The world of Aquitania is a pleasure

The play within the play
By MEGAN GRUMBLING  |  July 11, 2012

theater_Aquitania_main
CECI N'EST PAS UNE PLAY It is much larger and deeper, indeed.

The stirrling billing for the original play Aquitania is "Alice in Wonderland meets Magritte." That turns out to be a very apt description for this delicious theatrical elixir staged by the Ziggurat Theatre Ensemble, which beautifully restores a sense of fantasy, mystery, and the absurd to us grown-ups. Written and directed by Stephen Legawiec, artistic director of Ziggurat (which recently relocated from Los Angeles), the distinctive, gorgeously produced, and scintillatingly performed Aquitania should not be missed.
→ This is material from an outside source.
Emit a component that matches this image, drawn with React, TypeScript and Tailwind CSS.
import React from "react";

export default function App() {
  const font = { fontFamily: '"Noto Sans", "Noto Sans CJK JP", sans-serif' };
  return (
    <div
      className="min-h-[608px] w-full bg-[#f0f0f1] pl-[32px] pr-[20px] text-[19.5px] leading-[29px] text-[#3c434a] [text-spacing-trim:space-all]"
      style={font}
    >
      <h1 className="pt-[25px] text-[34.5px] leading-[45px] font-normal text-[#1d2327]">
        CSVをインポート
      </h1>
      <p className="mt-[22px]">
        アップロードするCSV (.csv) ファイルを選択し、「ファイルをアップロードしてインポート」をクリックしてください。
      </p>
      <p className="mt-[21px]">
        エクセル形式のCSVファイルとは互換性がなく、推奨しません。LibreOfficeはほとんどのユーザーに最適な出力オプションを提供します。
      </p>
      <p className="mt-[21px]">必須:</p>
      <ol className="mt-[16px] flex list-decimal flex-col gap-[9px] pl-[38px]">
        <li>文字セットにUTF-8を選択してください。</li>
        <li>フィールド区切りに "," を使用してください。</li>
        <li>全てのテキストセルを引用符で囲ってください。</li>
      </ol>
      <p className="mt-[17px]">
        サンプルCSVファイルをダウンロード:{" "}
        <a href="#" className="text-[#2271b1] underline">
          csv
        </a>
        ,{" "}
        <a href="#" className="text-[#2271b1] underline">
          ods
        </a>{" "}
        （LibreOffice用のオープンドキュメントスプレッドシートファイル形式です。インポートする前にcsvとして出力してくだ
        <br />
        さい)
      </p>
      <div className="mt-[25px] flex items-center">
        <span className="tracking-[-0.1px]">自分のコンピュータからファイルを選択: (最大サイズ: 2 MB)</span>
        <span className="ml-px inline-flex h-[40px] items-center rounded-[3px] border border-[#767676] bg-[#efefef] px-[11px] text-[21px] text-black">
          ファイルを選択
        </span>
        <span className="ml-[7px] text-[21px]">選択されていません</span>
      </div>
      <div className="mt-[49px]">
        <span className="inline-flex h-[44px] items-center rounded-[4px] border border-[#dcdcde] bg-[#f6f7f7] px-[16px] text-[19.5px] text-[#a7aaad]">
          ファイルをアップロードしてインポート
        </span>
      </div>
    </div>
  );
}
Like Alice, Aquitania opens with a small girl (the enchanting Fern Beede, who alternates with Lilly Victoria Gardiner); she is playing a chess-like game with oversized wooden pieces, coached by a mustachioed man called Malagigi (Legawiec). We'll slowly unravel the girl's connection with our protagonist, Marguerite (Astrea Campbell-Cobb), a sort of grown-up, post-rabbit-hole Alice: a shy, no-nonsense 1930s librarian wearing glasses and high-collared ivory. Marguerite has been mysteriously summoned by the king of the mountainous and liberal-minded seaside land of Aquitania, where she's received by his nephew Roland (Michael Dix Thomas) and Roland's consort Fleurdelis (Rachel Kodweis), enthusiastic high-society ingénues in cobalt blue. They reveal that the evil Gano (Caleb Lacy) has seized the mountain site of a legendary Aquitanian armory; Marguerite has been called to regain the mountain and so save Aquitania, much to her own bewilderment. But the whimsical Aquitanians need her practicality — just as Marguerite, it turns out, might need a dose of their magic.
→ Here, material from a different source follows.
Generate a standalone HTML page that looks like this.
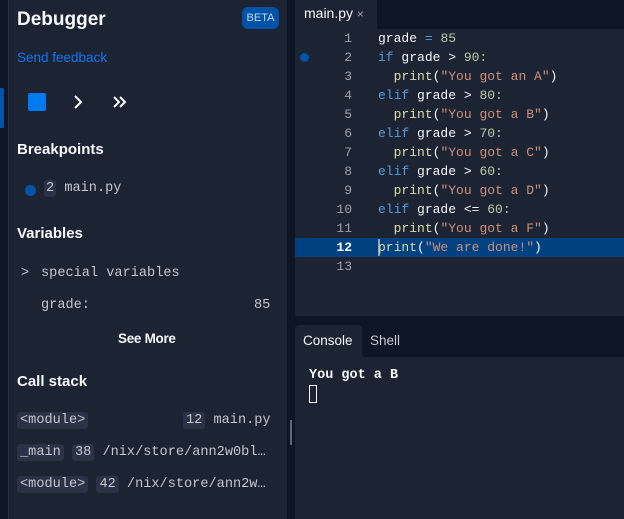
<!DOCTYPE html>
<html><head><style>
*{margin:0;padding:0;box-sizing:border-box}
body{width:624px;height:519px;background:#0e1525;position:relative;overflow:hidden;font-family:"Liberation Sans",sans-serif;color:#f5f9fc}
.abs{position:absolute}
.mono{font-family:"Liberation Mono",monospace}
#left{left:8px;top:0;width:279px;height:519px;background:#1c2333;border-left:1px solid #2b3245}
h2{position:absolute;left:17px;font-size:15px;font-weight:bold;color:#f5f9fc}
.chip{background:#2b3245;border-radius:3px;padding:1px 3px}
.code{position:absolute;left:295px;top:29px;width:329px;height:287px;background:#1c2333}
.ln{position:absolute;width:57px;text-align:right;color:#9da2a6;font-size:13px;font-family:"Liberation Mono",monospace;left:295px}
.cl{position:absolute;left:378px;font-size:13px;font-family:"Liberation Mono",monospace;color:#f5f9fc;white-space:pre}
.k{color:#569cd6}.n{color:#b5cea8}.s{color:#ce9178}.f{color:#dcdcaa}
.lm{font-size:13.6px;color:#c2c8cc}
</style></head><body>
<div class="abs" style="left:0;top:88px;width:4px;height:40px;background:#0053a6;border-radius:0 2px 2px 0"></div>
<div id="left" class="abs"></div>
<div class="abs" style="left:17px;top:9px;font-size:19px;font-weight:bold">Debugger</div>
<div class="abs" style="left:242px;top:7px;width:37px;height:22px;background:#0053a6;border-radius:6px;font-size:11px;color:#c2d9f5;text-align:center;line-height:22px">BETA</div>
<div class="abs" style="left:17px;top:50px;font-size:13.5px;color:#0f76f5">Send feedback</div>
<div class="abs" style="left:28px;top:93px;width:18px;height:18px;background:#0079f2;border-radius:2px"></div>
<svg class="abs" style="left:70px;top:94px" width="60" height="16"><path d="M5 2l6 6-6 6" stroke="#f5f9fc" stroke-width="2" fill="none"/><path d="M44 3l5 5-5 5M50 3l5 5-5 5" stroke="#f5f9fc" stroke-width="2" fill="none"/></svg>
<h2 style="top:141px">Breakpoints</h2>
<div class="abs" style="left:25px;top:185px;width:11px;height:11px;border-radius:50%;background:#0053a6"></div>
<div class="abs mono lm" style="left:44px;top:181px"><span class="chip" style="padding:1px 2px">2</span> main.py</div>
<h2 style="top:225px">Variables</h2>
<div class="abs mono lm" style="left:21px;top:266px">&gt;</div>
<div class="abs mono lm" style="left:41px;top:266px">special variables</div>
<div class="abs mono lm" style="left:41px;top:298px">grade:</div>
<div class="abs mono lm" style="left:254px;top:298px">85</div>
<div class="abs" style="left:118px;top:331px;font-size:13.5px;font-weight:bold;letter-spacing:-0.3px">See More</div>
<h2 style="top:373px">Call stack</h2>
<div class="abs mono lm" style="left:17px;top:413px"><span class="chip">&lt;module&gt;</span></div>
<div class="abs mono lm" style="left:183px;top:413px"><span class="chip">12</span> main.py</div>
<div class="abs mono lm" style="left:17px;top:445px;white-space:pre"><span class="chip">_main</span> <span class="chip">38</span> /nix/store/ann2w0bl…</div>
<div class="abs mono lm" style="left:17px;top:477px;white-space:pre"><span class="chip">&lt;module&gt;</span> <span class="chip">42</span> /nix/store/ann2w…</div>
<div class="abs" style="left:290px;top:420px;width:2px;height:25px;background:#5f6775"></div>

<div class="abs" style="left:295px;top:0;width:82px;height:29px;background:#1c2333"></div>
<div class="abs" style="left:304px;top:5px;font-size:14px">main.py <span style="color:#9da2a6;font-size:12px">×</span></div>
<div class="code"></div>
<div class="abs" style="left:295px;top:238px;width:329px;height:19px;background:#004182"></div>
<div class="abs" style="left:378px;top:239px;width:2px;height:17px;background:#9da2a6"></div>
<div class="abs" style="left:300px;top:53px;width:9px;height:9px;border-radius:50%;background:#0053a6"></div>
<div class="ln" style="top:31px">1</div><div class="ln" style="top:50px">2</div><div class="ln" style="top:69px">3</div><div class="ln" style="top:88px">4</div><div class="ln" style="top:107px">5</div><div class="ln" style="top:126px">6</div><div class="ln" style="top:145px">7</div><div class="ln" style="top:164px">8</div><div class="ln" style="top:183px">9</div><div class="ln" style="top:202px">10</div><div class="ln" style="top:221px">11</div><div class="ln" style="top:240px;color:#fff;font-weight:bold">12</div><div class="ln" style="top:259px">13</div>
<div class="cl" style="top:31px">grade <span class="k">=</span> <span class="n">85</span></div>
<div class="cl" style="top:50px"><span class="k">if</span> grade &gt; <span class="n">90:</span></div>
<div class="cl" style="top:69px">  <span class="f">print</span>(<span class="s">"You got an A"</span>)</div>
<div class="cl" style="top:88px"><span class="k">elif</span> grade &gt; <span class="n">80:</span></div>
<div class="cl" style="top:107px">  <span class="f">print</span>(<span class="s">"You got a B"</span>)</div>
<div class="cl" style="top:126px"><span class="k">elif</span> grade &gt; <span class="n">70:</span></div>
<div class="cl" style="top:145px">  <span class="f">print</span>(<span class="s">"You got a C"</span>)</div>
<div class="cl" style="top:164px"><span class="k">elif</span> grade &gt; <span class="n">60:</span></div>
<div class="cl" style="top:183px">  <span class="f">print</span>(<span class="s">"You got a D"</span>)</div>
<div class="cl" style="top:202px"><span class="k">elif</span> grade &lt;= <span class="n">60:</span></div>
<div class="cl" style="top:221px">  <span class="f">print</span>(<span class="s">"You got a F"</span>)</div>
<div class="cl" style="top:240px"><span class="f">print</span>(<span class="s">"We are done!"</span>)</div>

<div class="abs" style="left:295px;top:325px;width:67px;height:32px;background:#1c2333;border-radius:4px 4px 0 0"></div>
<div class="abs" style="left:303px;top:333px;font-size:13.5px">Console</div>
<div class="abs" style="left:370px;top:333px;font-size:13.5px;color:#c2c8cc">Shell</div>
<div class="abs" style="left:295px;top:357px;width:329px;height:162px;background:#1c2333"></div>
<div class="abs mono" style="left:309px;top:368px;font-size:13.5px;font-weight:bold">You got a B</div>
<div class="abs" style="left:309px;top:385px;width:8px;height:18px;border:1.5px solid #f5f9fc"></div>
</body></html>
The Alice absurdities and whimsies meet those of Magritte in Aquitania's dazzling, stylized production design: At the back of the stage stand six tall, gold-edged panels of the artist's quintessential blue and pillowy-white sky (Dorothy Royle's paintings), and much of the costuming and set dressing — Gano's bowler hat and black suit; Malagigi's mustache; Marguerite's pale, fitted shirt and skirt; even the wooden chess pieces — are direct allusions to his paintings. The dramatic low horns of a noir detective film punctuate dramatic moments, and the production in general conjures a coyly seductive essence of jazz-age France, particularly in the three "Aquitanians": a chorus of three exquisite chanteuses in short red dresses and red bobs (the divinely dulcet Carolyn Glaude, Zoe Raphael, and Melody Stolpp), whose singing — in French, Latin, and English — is both mellifluous and witty.
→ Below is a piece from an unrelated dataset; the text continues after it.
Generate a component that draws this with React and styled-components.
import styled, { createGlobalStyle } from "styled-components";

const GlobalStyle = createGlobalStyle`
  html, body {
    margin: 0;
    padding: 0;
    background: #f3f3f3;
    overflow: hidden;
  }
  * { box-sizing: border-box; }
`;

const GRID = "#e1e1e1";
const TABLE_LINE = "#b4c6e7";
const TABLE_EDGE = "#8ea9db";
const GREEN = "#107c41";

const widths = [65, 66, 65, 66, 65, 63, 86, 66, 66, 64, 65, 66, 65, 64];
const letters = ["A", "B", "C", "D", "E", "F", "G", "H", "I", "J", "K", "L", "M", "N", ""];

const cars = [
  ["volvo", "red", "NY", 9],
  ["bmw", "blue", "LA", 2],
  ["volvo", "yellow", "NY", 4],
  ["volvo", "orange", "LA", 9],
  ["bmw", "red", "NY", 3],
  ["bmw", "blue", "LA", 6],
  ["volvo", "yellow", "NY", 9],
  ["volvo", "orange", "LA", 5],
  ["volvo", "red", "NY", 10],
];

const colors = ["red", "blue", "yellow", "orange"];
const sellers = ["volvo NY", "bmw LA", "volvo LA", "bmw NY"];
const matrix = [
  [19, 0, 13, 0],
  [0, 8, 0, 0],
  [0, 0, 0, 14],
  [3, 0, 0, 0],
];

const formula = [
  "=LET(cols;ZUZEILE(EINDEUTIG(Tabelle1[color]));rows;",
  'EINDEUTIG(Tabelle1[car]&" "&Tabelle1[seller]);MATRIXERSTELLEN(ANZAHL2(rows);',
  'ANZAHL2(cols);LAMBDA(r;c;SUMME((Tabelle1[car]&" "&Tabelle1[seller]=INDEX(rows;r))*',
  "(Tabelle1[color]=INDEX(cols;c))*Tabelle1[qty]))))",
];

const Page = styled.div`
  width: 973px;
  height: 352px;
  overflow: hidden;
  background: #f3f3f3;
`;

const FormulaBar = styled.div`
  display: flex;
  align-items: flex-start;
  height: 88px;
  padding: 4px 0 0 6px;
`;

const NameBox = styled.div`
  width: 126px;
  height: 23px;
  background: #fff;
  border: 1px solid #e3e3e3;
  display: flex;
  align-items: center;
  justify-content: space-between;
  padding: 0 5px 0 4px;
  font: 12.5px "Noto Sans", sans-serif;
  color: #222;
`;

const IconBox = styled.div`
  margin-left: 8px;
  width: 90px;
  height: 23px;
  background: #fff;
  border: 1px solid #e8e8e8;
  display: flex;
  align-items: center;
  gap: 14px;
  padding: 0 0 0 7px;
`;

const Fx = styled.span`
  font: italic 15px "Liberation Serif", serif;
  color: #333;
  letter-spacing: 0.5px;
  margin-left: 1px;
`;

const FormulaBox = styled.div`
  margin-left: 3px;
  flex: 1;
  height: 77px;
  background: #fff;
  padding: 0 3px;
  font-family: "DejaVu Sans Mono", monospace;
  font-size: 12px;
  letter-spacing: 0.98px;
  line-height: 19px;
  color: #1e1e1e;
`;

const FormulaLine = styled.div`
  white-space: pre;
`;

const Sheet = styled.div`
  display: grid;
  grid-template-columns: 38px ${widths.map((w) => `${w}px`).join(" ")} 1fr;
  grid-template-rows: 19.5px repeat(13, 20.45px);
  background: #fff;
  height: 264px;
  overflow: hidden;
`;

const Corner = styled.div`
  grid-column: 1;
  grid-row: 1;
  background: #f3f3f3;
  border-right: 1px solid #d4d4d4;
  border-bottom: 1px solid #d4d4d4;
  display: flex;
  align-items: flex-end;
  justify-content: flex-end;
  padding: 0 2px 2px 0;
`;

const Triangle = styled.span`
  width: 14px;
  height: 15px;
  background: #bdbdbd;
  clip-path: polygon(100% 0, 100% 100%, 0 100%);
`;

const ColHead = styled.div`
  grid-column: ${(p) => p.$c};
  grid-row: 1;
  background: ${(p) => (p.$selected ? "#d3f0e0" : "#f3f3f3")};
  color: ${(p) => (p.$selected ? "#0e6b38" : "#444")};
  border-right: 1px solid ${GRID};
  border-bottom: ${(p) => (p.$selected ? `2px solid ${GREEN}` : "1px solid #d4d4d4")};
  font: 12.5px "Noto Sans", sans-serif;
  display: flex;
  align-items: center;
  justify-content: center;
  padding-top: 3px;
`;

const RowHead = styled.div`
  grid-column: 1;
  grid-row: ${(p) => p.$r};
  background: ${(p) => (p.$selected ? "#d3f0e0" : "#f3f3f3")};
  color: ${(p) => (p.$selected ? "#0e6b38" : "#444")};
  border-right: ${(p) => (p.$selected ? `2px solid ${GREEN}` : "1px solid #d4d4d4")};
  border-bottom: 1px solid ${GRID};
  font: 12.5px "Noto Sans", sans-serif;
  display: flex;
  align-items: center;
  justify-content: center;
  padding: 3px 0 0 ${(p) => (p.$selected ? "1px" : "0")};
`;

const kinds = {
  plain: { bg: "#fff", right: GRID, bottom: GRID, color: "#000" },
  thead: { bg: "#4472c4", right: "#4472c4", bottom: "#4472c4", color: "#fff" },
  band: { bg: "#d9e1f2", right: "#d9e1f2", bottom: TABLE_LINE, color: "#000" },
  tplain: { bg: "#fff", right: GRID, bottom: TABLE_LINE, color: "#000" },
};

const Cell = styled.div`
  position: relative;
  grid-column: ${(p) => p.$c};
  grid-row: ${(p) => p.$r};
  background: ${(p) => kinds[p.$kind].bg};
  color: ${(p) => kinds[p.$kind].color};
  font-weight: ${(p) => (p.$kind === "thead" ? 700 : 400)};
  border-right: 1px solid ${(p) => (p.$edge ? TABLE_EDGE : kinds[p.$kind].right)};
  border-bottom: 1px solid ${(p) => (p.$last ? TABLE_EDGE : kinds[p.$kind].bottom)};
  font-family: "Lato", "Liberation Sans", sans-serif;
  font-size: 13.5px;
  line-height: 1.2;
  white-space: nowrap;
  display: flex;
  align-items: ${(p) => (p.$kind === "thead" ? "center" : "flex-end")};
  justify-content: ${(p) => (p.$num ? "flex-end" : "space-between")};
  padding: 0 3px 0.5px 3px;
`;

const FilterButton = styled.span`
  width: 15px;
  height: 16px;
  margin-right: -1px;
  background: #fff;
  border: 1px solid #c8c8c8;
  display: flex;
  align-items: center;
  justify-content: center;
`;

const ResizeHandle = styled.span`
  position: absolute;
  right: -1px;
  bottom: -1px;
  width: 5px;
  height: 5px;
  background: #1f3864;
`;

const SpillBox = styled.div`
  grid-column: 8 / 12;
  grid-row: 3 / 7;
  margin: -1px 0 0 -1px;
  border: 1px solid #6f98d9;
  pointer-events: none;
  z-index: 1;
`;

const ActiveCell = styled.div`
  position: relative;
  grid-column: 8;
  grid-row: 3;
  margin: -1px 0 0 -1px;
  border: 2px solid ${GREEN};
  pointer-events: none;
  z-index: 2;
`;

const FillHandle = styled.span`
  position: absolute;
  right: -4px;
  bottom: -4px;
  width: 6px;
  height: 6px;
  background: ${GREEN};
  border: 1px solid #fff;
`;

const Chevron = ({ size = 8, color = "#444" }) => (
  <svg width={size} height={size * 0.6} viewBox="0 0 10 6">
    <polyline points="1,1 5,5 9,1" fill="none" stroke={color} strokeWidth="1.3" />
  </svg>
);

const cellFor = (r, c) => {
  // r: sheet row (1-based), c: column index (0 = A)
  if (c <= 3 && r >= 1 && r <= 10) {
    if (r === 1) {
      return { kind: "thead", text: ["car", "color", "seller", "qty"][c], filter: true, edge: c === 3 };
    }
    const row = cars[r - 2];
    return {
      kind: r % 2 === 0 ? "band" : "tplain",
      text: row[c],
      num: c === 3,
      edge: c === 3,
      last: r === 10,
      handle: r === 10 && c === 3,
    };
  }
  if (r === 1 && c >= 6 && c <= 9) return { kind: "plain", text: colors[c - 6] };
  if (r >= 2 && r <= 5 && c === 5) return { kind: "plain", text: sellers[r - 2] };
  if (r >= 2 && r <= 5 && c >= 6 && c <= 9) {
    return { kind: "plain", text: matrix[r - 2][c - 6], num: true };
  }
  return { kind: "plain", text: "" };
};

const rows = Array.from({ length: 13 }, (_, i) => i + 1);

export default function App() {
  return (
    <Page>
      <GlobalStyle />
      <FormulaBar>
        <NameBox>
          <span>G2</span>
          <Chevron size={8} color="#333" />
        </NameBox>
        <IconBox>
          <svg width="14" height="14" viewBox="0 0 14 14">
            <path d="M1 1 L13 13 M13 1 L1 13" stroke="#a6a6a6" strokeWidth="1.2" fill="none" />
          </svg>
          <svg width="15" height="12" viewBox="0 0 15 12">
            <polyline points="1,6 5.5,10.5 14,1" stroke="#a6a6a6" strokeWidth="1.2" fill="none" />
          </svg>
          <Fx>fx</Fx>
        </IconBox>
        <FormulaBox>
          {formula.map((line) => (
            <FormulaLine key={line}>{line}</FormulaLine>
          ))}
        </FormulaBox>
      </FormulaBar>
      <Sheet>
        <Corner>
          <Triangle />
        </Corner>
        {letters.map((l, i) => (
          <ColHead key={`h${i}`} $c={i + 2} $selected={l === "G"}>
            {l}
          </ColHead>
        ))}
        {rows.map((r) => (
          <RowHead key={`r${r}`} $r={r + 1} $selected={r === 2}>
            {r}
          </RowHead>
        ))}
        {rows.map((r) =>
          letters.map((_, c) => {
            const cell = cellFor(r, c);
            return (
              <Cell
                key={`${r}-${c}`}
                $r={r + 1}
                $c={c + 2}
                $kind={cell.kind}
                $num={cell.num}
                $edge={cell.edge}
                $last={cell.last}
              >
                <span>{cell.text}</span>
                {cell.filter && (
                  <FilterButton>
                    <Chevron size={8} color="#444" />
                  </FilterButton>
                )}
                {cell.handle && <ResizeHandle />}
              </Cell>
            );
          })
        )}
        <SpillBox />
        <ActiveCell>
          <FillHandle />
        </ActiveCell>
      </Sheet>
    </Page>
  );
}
This ambrosia of stylized wit and fantasia is sustained throughout Aquitania's narrative, direction and performances. When the black-velvet garbed witch Ilaska (Dana Wieluns Legawiec) is first found hiding, she's voguing under a wine-colored lampshade. Each time she diverts a good guy with her magical cake, the victim begins helplessly grooving to the chorus's French pop get-it-on chanson. Fleurdelis is a dead ringer for Marilyn Monroe, and like everyone in Aquitania, she and Roland are constantly striking poses. Cockney secret-keeper Fobliar (Jacob Cote) has enormous fun with groundling comedy and a furry fish; court elder Bradamante (Kathleen L. Nation) weaves a tale of a magic ring as the chorus intones a chorale. The cast is magnificent, and Legawiec's blocking of all of them is beautifully conceived and executed, a series of shift-changing tableaux drawn with both painterly precision and a mime's sense of physical comedy and the absurd.